-- Dataset excerpt start --

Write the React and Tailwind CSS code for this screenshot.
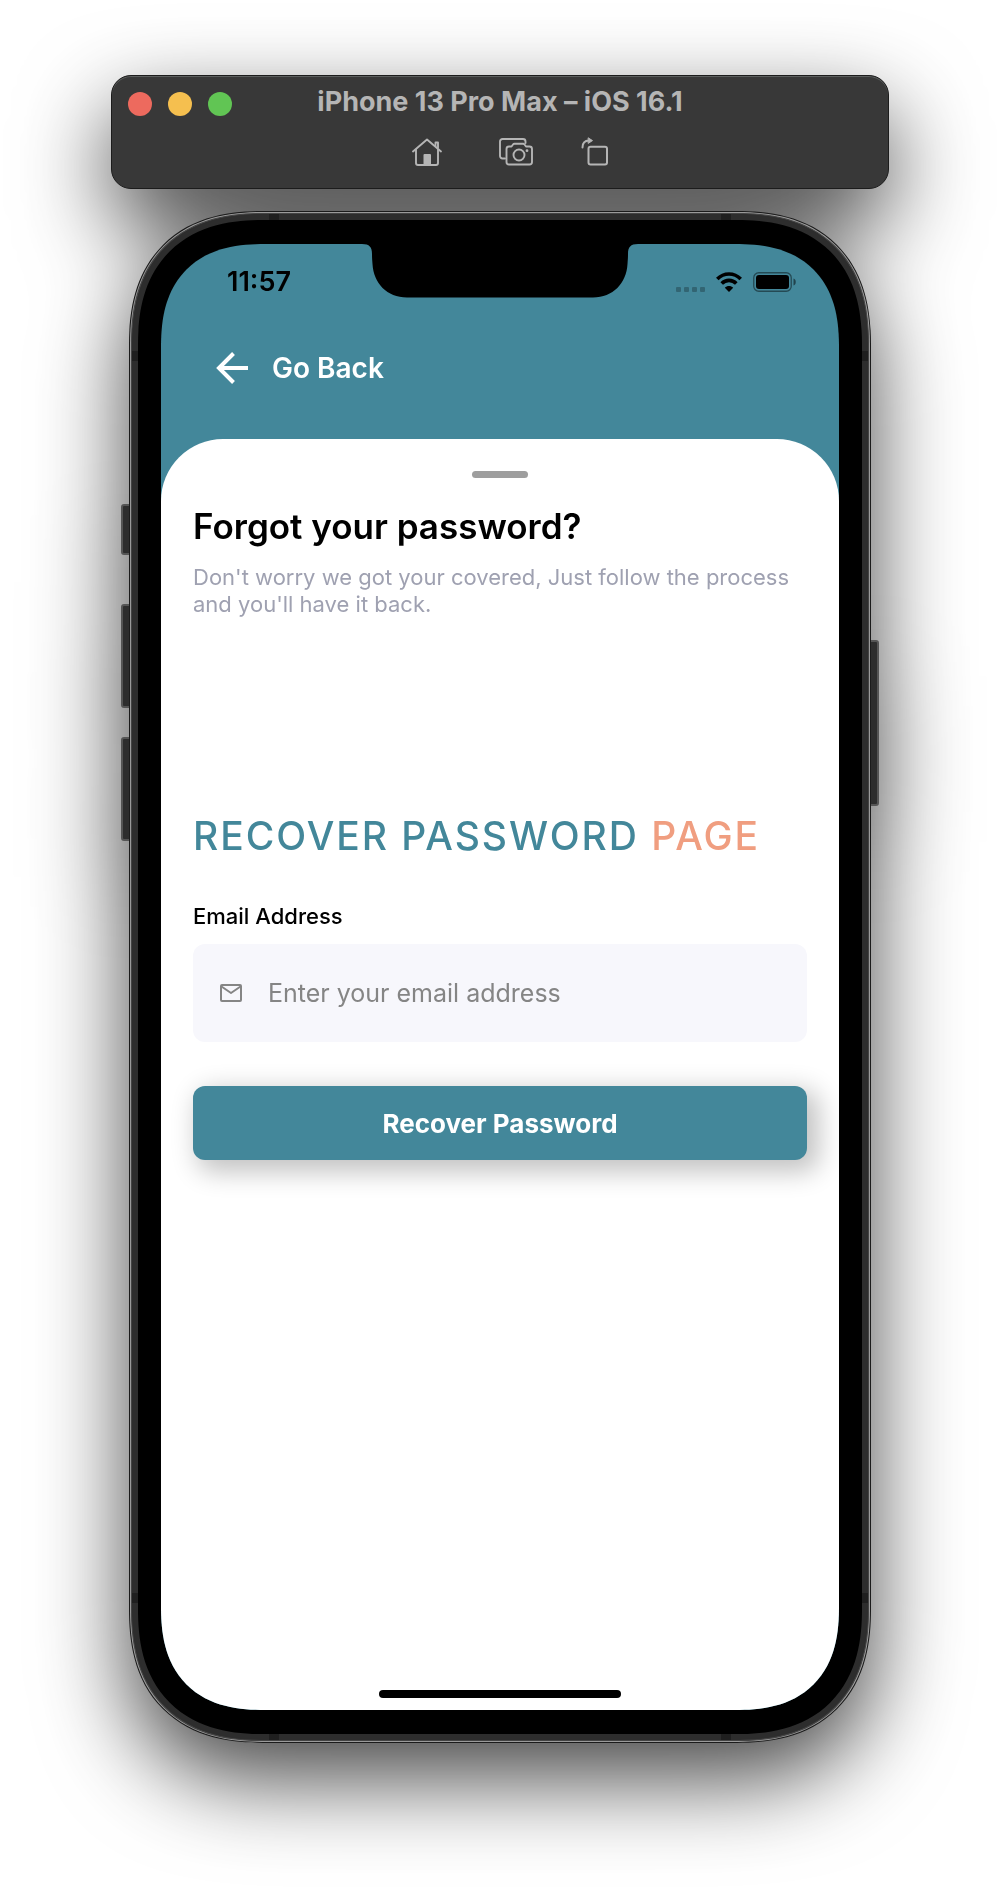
import React from "react";

function HomeIcon() {
  return (
    <svg width="32" height="30" viewBox="0 0 32 30" fill="none" stroke="currentColor" strokeWidth="1.900" strokeLinecap="round" strokeLinejoin="round">
      <path d="M2 14.500 16 2.500 30 14.500" />
      <path d="M5 12.800V26a2 2 0 0 0 2 2h18a2 2 0 0 0 2-2V12.800" />
      <path d="M24.500 9V5.500H27v5" />
      <path d="M12.500 28V18a1 1 0 0 1 1-1h5.500a1 1 0 0 1 1 1V28z" fill="currentColor" stroke="none" />
    </svg>
  );
}

function ScreenshotIcon() {
  return (
    <svg width="34" height="30" viewBox="0 0 34 30" fill="none" stroke="currentColor" strokeWidth="1.900" strokeLinecap="round" strokeLinejoin="round">
      <path d="M6 21.500H3.500A2.500 2.500 0 0 1 1 19V4.500A2.500 2.500 0 0 1 3.500 2H24a2.500 2.500 0 0 1 2.500 2.500V6" />
      <path d="M10 9.500h2.500l1.500-2a2 2 0 0 1 1.500-.800h8.500a2 2 0 0 1 1.500.800l1.500 2h3.500A2.500 2.500 0 0 1 33 12v13a2.500 2.500 0 0 1-2.500 2.500h-20.500A2.500 2.500 0 0 1 7.500 25V12A2.500 2.500 0 0 1 10 9.500z" />
      <circle cx="20" cy="18" r="5.500" />
      <circle cx="28" cy="13.700" r="1.400" fill="currentColor" stroke="none" />
    </svg>
  );
}

function RotateIcon() {
  return (
    <svg width="28" height="30" viewBox="0 0 28 30" fill="none" stroke="currentColor" strokeWidth="2" strokeLinecap="round" strokeLinejoin="round">
      <path d="M1.500 10.500C1.500 6 3.500 3.800 8 3.600" />
      <path d="M7.500 1 11.500 3.600 7.500 6.200z" fill="currentColor" strokeWidth="1" />
      <rect x="7.500" y="9.800" width="18.500" height="17.700" rx="2" />
    </svg>
  );
}

function WifiIcon() {
  return (
    <svg width="26" height="20" viewBox="0 0 26 20" fill="none" stroke="currentColor" strokeWidth="3.600">
      <path d="M1.300 7C7.800.300 18.200.300 24.700 7" />
      <path d="M5.700 11.500C9.800 7.300 16.200 7.300 20.300 11.500" />
      <path d="M8.800 15.700C11 13.400 15 13.400 17.200 15.700L13 20z" fill="currentColor" stroke="none" />
    </svg>
  );
}

function BatteryIcon() {
  return (
    <svg width="43" height="20" viewBox="0 0 43 20" fill="none">
      <rect x="0.750" y="0.750" width="37.500" height="18.500" rx="5" stroke="black" strokeOpacity="0.450" strokeWidth="1.300" />
      <rect x="3" y="3" width="33" height="14" rx="3" fill="black" />
      <path d="M40.500 6.500c3 .8 3 6.200 0 7z" fill="black" fillOpacity="0.500" />
    </svg>
  );
}

function Notch() {
  return (
    <svg className="absolute top-0 left-1/2 -translate-x-1/2" width="276" height="54" viewBox="0 0 276 54" aria-hidden="true">
      <path d="M0 0H276C268.500 0 266 3 266 10C266 14 265.800 16 265.500 20C264.500 39 251 53.500 231 53.500H45C25 53.500 11.500 39 10.500 20C10.200 16 10 14 10 10C10 3 7.500 0 0 0Z" fill="black" />
    </svg>
  );
}

function SimulatorBar() {
  return (
    <header className="grid w-full grid-cols-[1fr_auto_1fr] items-start rounded-[20px] border border-[#1c1c1c] bg-[#383838] px-4 pt-2 pb-[18px] text-[#b5b5b5] shadow-[inset_0_1px_0_#5c5f5e]">
      <div className="flex gap-4 pt-2">
        <button aria-label="Close" className="size-6 rounded-full bg-[#ed6a5e]" />
        <button aria-label="Minimize" className="size-6 rounded-full bg-[#f5bf4f]" />
        <button aria-label="Zoom" className="size-6 rounded-full bg-[#61c554]" />
      </div>
      <div className="flex flex-col items-center">
        <h1 className="text-[27px] leading-9 font-bold whitespace-nowrap">iPhone 13 Pro Max – iOS 16.1</h1>
        <div className="mt-[14px] flex h-9 items-center pl-5">
          <button aria-label="Home"><HomeIcon /></button>
          <button aria-label="Screenshot" className="ml-14"><ScreenshotIcon /></button>
          <button aria-label="Rotate" className="ml-12"><RotateIcon /></button>
        </div>
      </div>
    </header>
  );
}

function StatusBar() {
  return (
    <div className="flex items-center justify-between pt-5 pr-[43px] pl-[66px] text-black">
      <span className="text-[27px] leading-9 font-semibold">11:57</span>
      <div className="flex items-center gap-[11px]">
        <div className="flex gap-[3px] pt-3.5">
          <i className="size-[5px] rounded-[1px] bg-black/25" />
          <i className="size-[5px] rounded-[1px] bg-black/25" />
          <i className="size-[5px] rounded-[1px] bg-black/25" />
          <i className="size-[5px] rounded-[1px] bg-black/25" />
        </div>
        <WifiIcon />
        <BatteryIcon />
      </div>
    </div>
  );
}

function RecoverSheet() {
  return (
    <main className="flex flex-1 flex-col rounded-t-[62px] bg-white px-8 pt-8 pb-3">
      <div className="mx-auto h-[7px] w-14 rounded-full bg-[#9e9e9e]" />
      <h2 className="mt-[26px] text-[35px] leading-11 font-semibold text-black">Forgot your password?</h2>
      <p className="mt-4 text-[22px] leading-[27px] text-[#9fa1b1]">
        Don't worry we got your covered, Just follow the process and you'll have it back.
      </p>
      <p className="mt-[194px] text-[39px] leading-12 font-medium tracking-wider whitespace-nowrap text-[#43879a]">
        RECOVER PASSWORD <span className="text-[#f09e80]">PAGE</span>
      </p>
      <form onSubmit={(e) => e.preventDefault()}>
        <label htmlFor="email" className="mt-[42px] block text-[22px] leading-7 font-medium text-black">Email Address</label>
        <div className="mt-[14px] flex items-center rounded-xl bg-[#f7f7fc] pl-[27px]">
          <svg width="22" height="18" viewBox="0 0 22 18" fill="none" stroke="#858585" strokeWidth="2" strokeLinejoin="round" className="shrink-0" aria-hidden="true">
            <rect x="1" y="1" width="20" height="16" rx="1" />
            <path d="M1.500 2.500 11 9l9.500-6.500" />
          </svg>
          <input
            id="email"
            type="email"
            placeholder="Enter your email address"
            className="ml-[26px] h-[98px] min-w-0 flex-1 bg-transparent text-[25px] text-black outline-none placeholder:text-[#858585]"
          />
        </div>
        <button
          type="submit"
          className="mt-11 h-[74px] w-full rounded-xl bg-[#43879a] text-[26px] font-bold text-white shadow-[8px_8px_26px_4px_rgba(0,0,0,0.24)]"
        >
          Recover Password
        </button>
      </form>
      <div className="mx-auto mt-auto h-2 w-[242px] rounded-full bg-black" />
    </main>
  );
}

function Phone({ children }) {
  return (
    <div className="relative flex w-full flex-1 flex-col">
      <i className="absolute top-[293px] -left-2 h-[51px] w-3 rounded-[3px] border-2 border-[#555] bg-[#2d2d2d]" />
      <i className="absolute top-[393px] -left-2 h-[104px] w-3 rounded-[3px] border-2 border-[#555] bg-[#2d2d2d]" />
      <i className="absolute top-[526px] -left-2 h-[104px] w-3 rounded-[3px] border-2 border-[#555] bg-[#2d2d2d]" />
      <i className="absolute top-[429px] -right-2 h-[166px] w-3 rounded-[3px] border-2 border-[#555] bg-[#2d2d2d]" />
      <div className="relative flex flex-1 flex-col rounded-[134px] border border-[#1b1b1b] bg-[#9a9a9a] p-px [corner-shape:superellipse(1.25)]">
        <div className="relative flex flex-1 flex-col overflow-hidden rounded-[132px] border border-[#444] bg-[#2d2d2d] p-1.5 [corner-shape:superellipse(1.25)]">
          <i className="absolute top-0 left-[137px] h-1.5 w-2.5 bg-[#1f1f1f]" />
          <i className="absolute top-0 right-[137px] h-1.5 w-2.5 bg-[#1f1f1f]" />
          <i className="absolute bottom-0 left-[137px] h-1.5 w-2.5 bg-[#1f1f1f]" />
          <i className="absolute right-[137px] bottom-0 h-1.5 w-2.5 bg-[#1f1f1f]" />
          <i className="absolute top-[137px] left-0 h-2.5 w-1.5 bg-[#1f1f1f]" />
          <i className="absolute top-[137px] right-0 h-2.5 w-1.5 bg-[#1f1f1f]" />
          <i className="absolute bottom-[137px] left-0 h-2.5 w-1.5 bg-[#1f1f1f]" />
          <i className="absolute right-0 bottom-[137px] h-2.5 w-1.5 bg-[#1f1f1f]" />
          <div className="relative flex flex-1 flex-col rounded-[125px] bg-black px-[23px] py-6 [corner-shape:superellipse(1.25)]">
            <div className="relative flex flex-1 flex-col overflow-hidden rounded-[104px] bg-[#43879a] [corner-shape:superellipse(1.3)]">
              {children}
            </div>
          </div>
        </div>
      </div>
    </div>
  );
}

export default function App() {
  return (
    <div className="flex min-h-screen justify-center overflow-hidden bg-white px-6 pt-[75px] pb-[151px] font-['Inter',sans-serif]">
      <div className="flex w-full max-w-[778px] flex-col drop-shadow-[0_36px_45px_rgba(0,0,0,0.72)]">
        <SimulatorBar />
        <div className="mt-[22px] flex flex-1 flex-col px-[18px]">
          <Phone>
            <Notch />
            <StatusBar />
            <a href="#back" className="mt-12 mb-[51px] flex items-center gap-6 self-start pl-[55px] text-white">
              <svg width="32" height="32" viewBox="0 0 32 32" fill="none" stroke="currentColor" strokeWidth="4" aria-hidden="true">
                <path d="M17.500 1.500 3 16l14.500 14.500M3 16h29" />
              </svg>
              <span className="text-[28px] leading-10 font-semibold">Go Back</span>
            </a>
            <RecoverSheet />
          </Phone>
        </div>
      </div>
    </div>
  );
}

-- Dataset excerpt end --

What you have to do:
With all pictures left out, please transcribe exactly the lines from the start of the material through the line with "import React from".

Full response:
Write the React and Tailwind CSS code for this screenshot.
import React from "react";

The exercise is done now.